Journaliste : Le soldat israélien…

Hamad bin Jassim Al Thani : Nous étions ceux qui ont passé des jours et des nuits à consulter des listes, à rencontrer le médiateur allemand et toutes les parties concernées, et la veille de l’échange, ils ont dit : « Nous devons le faire via un autre pays, vous savez comment c’est… » Nous leur avons dit que nous n’avions pas d’objection à cela. Si vous voulez accorder cela à l’Egypte, nous n’avons aucun problème. Tout ce qui compte, c’est de résoudre le problème et de libérer les prisonniers palestiniens. La reconstruction de Gaza… Maintenant [l’Egypte] reconstruit Gaza et traite avec le Hamas. Mais l’une de leurs 13 demandes est que nous ne devons pas traiter avec le Hamas. Très bien. Nous ne traiterons pas avec le Hamas. Laissons [les Egyptiens] s’occuper de cela. Je suis sûr que notre peuple a d’autres problèmes à régler que le Hamas, etc. Notre orientation diffère de celle du Hamas.

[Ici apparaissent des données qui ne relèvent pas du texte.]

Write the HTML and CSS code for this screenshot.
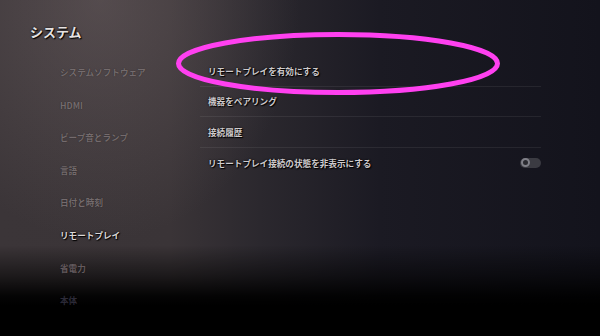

Journaliste : Cela m’amène à la question des relations entre le Qatar et le Hamas.

Hamad bin Jassim Al Thani : Notre orientation est différente. Le Qatar est une monarchie, avec des objectifs qui diffèrent de ceux du Hamas, mais nous parlons de la population de Gaza, de quelque deux millions de personnes assiégées. Notre but fondamental est de les aider. Si quelqu’un peut résoudre le problème à sa manière, nous le soutiendrons. Je suis sûr que notre peuple soutiendra cela. Il n’y aura pas de désaccord. Mais la concurrence acharnée pour s’attirer les faveurs d’Israël et se rapprocher de lui, et la concurrence féroce sur qui résoudra ce problème ou ce problème – je pense que c’est une perte de temps pour nous, les gens qui vivent dans la région. Nous devons nous focaliser sur d’autres questions. Nous devons nous focaliser sur l’économie, sur la société, les emplois, l’éducation et les soins de santé… Notre peuple nous demandera ce qu’il est advenu de tous les barils de pétrole et des milliards de dollars.